» Requirements
In your copy, leave out the pictures; write out all the data exactly.

» Collected material
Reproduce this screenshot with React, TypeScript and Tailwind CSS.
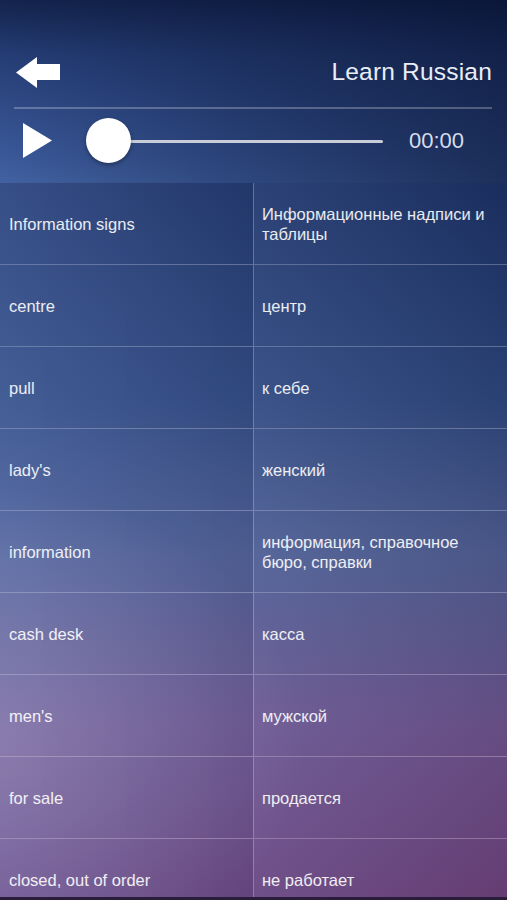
import React from "react";

const rows: [string, string][] = [
  ["Information signs", "Информационные надписи и таблицы"],
  ["centre", "центр"],
  ["pull", "к себе"],
  ["lady's", "женский"],
  ["information", "информация, справочное бюро, справки"],
  ["cash desk", "касса"],
  ["men's", "мужской"],
  ["for sale", "продается"],
  ["closed, out of order", "не работает"],
];

function BackArrow() {
  return (
    <svg width="45" height="32" viewBox="0 0 45 32" className="block">
      <polygon points="0,15.5 21,0 21,7 44,7 44,23 21,23 21,31" fill="#ffffff" />
    </svg>
  );
}

function PlayIcon() {
  return (
    <svg width="30" height="35" viewBox="0 0 30 35" className="block">
      <polygon points="0,0 29,17.5 0,35" fill="#ffffff" />
    </svg>
  );
}

export default function App() {
  return (
    <div
      className="w-[507px] h-[900px] overflow-hidden flex flex-col text-white"
      style={{ fontFamily: '"Helvetica Neue", "Liberation Sans", Arial, sans-serif' }}
    >
      {/* Header */}
      <div className="h-[183px] shrink-0 flex flex-col pl-[14px] pr-[15px] bg-[linear-gradient(to_right,rgba(5,15,45,0)_0%,rgba(5,15,45,0.3)_45%,rgba(5,15,45,0.6)_100%),linear-gradient(to_bottom,#13234c_0%,#253d75_30%,#3a5898_85%,#4262a2_100%)]">
        <div className="mt-[46px] h-[52px] flex items-center justify-between">
          <div className="ml-[2px] mt-[1px]">
            <BackArrow />
          </div>
          <div className="text-[24.5px] leading-none text-[#e9edf6] tracking-[0.2px]">Learn Russian</div>
        </div>
        <div className="mt-[9px] h-[1.5px] bg-white/25" />
        <div className="h-[64px] flex items-center">
          <div className="ml-[9px]">
            <PlayIcon />
          </div>
          <div className="ml-[33px] w-[297px] h-[45px] relative flex items-center">
            <div className="absolute left-[22px] right-0 top-[22px] h-[3px] rounded-full bg-[#c9cdd9]" />
            <div className="relative w-[45px] h-[45px] rounded-full bg-white shadow-[0_2px_4px_rgba(0,0,0,0.35)]" />
          </div>
          <div className="ml-[26px] text-[22px] leading-none text-[#d6ddec]">00:00</div>
        </div>
      </div>

      {/* Table */}
      <div className="h-[714px] shrink-0 overflow-hidden flex flex-col bg-[radial-gradient(ellipse_60%_35%_at_0%_78%,rgba(200,180,205,0.28),rgba(200,180,205,0)),linear-gradient(to_right,rgba(110,145,225,0.24)_0%,rgba(110,145,225,0.1)_50%,rgba(110,145,225,0)_100%),linear-gradient(to_bottom,#1b3063_0%,#2c4479_30%,#4d5b8e_52%,#6a5189_76%,#6a4079_100%)]">
        {rows.map(([en, ru], i) => (
          <div
            key={i}
            className="h-[82px] shrink-0 flex border-b-[1.5px] border-white/25"
          >
            <div className="w-[254px] shrink-0 flex items-center pl-[9px] pr-[8px] border-r-[1.5px] border-white/25 bg-[linear-gradient(to_right,rgba(255,255,255,0.04),rgba(0,0,0,0.05))]">
              <span className="text-[16.5px] leading-[20px] text-white/90">{en}</span>
            </div>
            <div className="flex-1 flex items-center pl-[8px] pr-[10px] bg-[linear-gradient(to_right,rgba(255,255,255,0.04),rgba(0,0,0,0.05))]">
              <span className="text-[16.5px] leading-[20px] text-white/90">{ru}</span>
            </div>
          </div>
        ))}
      </div>
      <div className="h-[3px] shrink-0 bg-[#2a1d3c]" />
    </div>
  );
}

» Correct answer
Reproduce this screenshot with React, TypeScript and Tailwind CSS.
import React from "react";

const rows: [string, string][] = [
  ["Information signs", "Информационные надписи и таблицы"],
  ["centre", "центр"],
  ["pull", "к себе"],
  ["lady's", "женский"],
  ["information", "информация, справочное бюро, справки"],
  ["cash desk", "касса"],
  ["men's", "мужской"],
  ["for sale", "продается"],
  ["closed, out of order", "не работает"],
];

function BackArrow() {
  return (
    <svg width="45" height="32" viewBox="0 0 45 32" className="block">
      <polygon points="0,15.5 21,0 21,7 44,7 44,23 21,23 21,31" fill="#ffffff" />
    </svg>
  );
}

function PlayIcon() {
  return (
    <svg width="30" height="35" viewBox="0 0 30 35" className="block">
      <polygon points="0,0 29,17.5 0,35" fill="#ffffff" />
    </svg>
  );
}

export default function App() {
  return (
    <div
      className="w-[507px] h-[900px] overflow-hidden flex flex-col text-white"
      style={{ fontFamily: '"Helvetica Neue", "Liberation Sans", Arial, sans-serif' }}
    >
      {/* Header */}
      <div className="h-[183px] shrink-0 flex flex-col pl-[14px] pr-[15px] bg-[linear-gradient(to_right,rgba(5,15,45,0)_0%,rgba(5,15,45,0.3)_45%,rgba(5,15,45,0.6)_100%),linear-gradient(to_bottom,#13234c_0%,#253d75_30%,#3a5898_85%,#4262a2_100%)]">
        <div className="mt-[46px] h-[52px] flex items-center justify-between">
          <div className="ml-[2px] mt-[1px]">
            <BackArrow />
          </div>
          <div className="text-[24.5px] leading-none text-[#e9edf6] tracking-[0.2px]">Learn Russian</div>
        </div>
        <div className="mt-[9px] h-[1.5px] bg-white/25" />
        <div className="h-[64px] flex items-center">
          <div className="ml-[9px]">
            <PlayIcon />
          </div>
          <div className="ml-[33px] w-[297px] h-[45px] relative flex items-center">
            <div className="absolute left-[22px] right-0 top-[22px] h-[3px] rounded-full bg-[#c9cdd9]" />
            <div className="relative w-[45px] h-[45px] rounded-full bg-white shadow-[0_2px_4px_rgba(0,0,0,0.35)]" />
          </div>
          <div className="ml-[26px] text-[22px] leading-none text-[#d6ddec]">00:00</div>
        </div>
      </div>

      {/* Table */}
      <div className="h-[714px] shrink-0 overflow-hidden flex flex-col bg-[radial-gradient(ellipse_60%_35%_at_0%_78%,rgba(200,180,205,0.28),rgba(200,180,205,0)),linear-gradient(to_right,rgba(110,145,225,0.24)_0%,rgba(110,145,225,0.1)_50%,rgba(110,145,225,0)_100%),linear-gradient(to_bottom,#1b3063_0%,#2c4479_30%,#4d5b8e_52%,#6a5189_76%,#6a4079_100%)]">
        {rows.map(([en, ru], i) => (
          <div
            key={i}
            className="h-[82px] shrink-0 flex border-b-[1.5px] border-white/25"
          >
            <div className="w-[254px] shrink-0 flex items-center pl-[9px] pr-[8px] border-r-[1.5px] border-white/25 bg-[linear-gradient(to_right,rgba(255,255,255,0.04),rgba(0,0,0,0.05))]">
              <span className="text-[16.5px] leading-[20px] text-white/90">{en}</span>
            </div>
            <div className="flex-1 flex items-center pl-[8px] pr-[10px] bg-[linear-gradient(to_right,rgba(255,255,255,0.04),rgba(0,0,0,0.05))]">
              <span className="text-[16.5px] leading-[20px] text-white/90">{ru}</span>
            </div>
          </div>
        ))}
      </div>
      <div className="h-[3px] shrink-0 bg-[#2a1d3c]" />
    </div>
  );
}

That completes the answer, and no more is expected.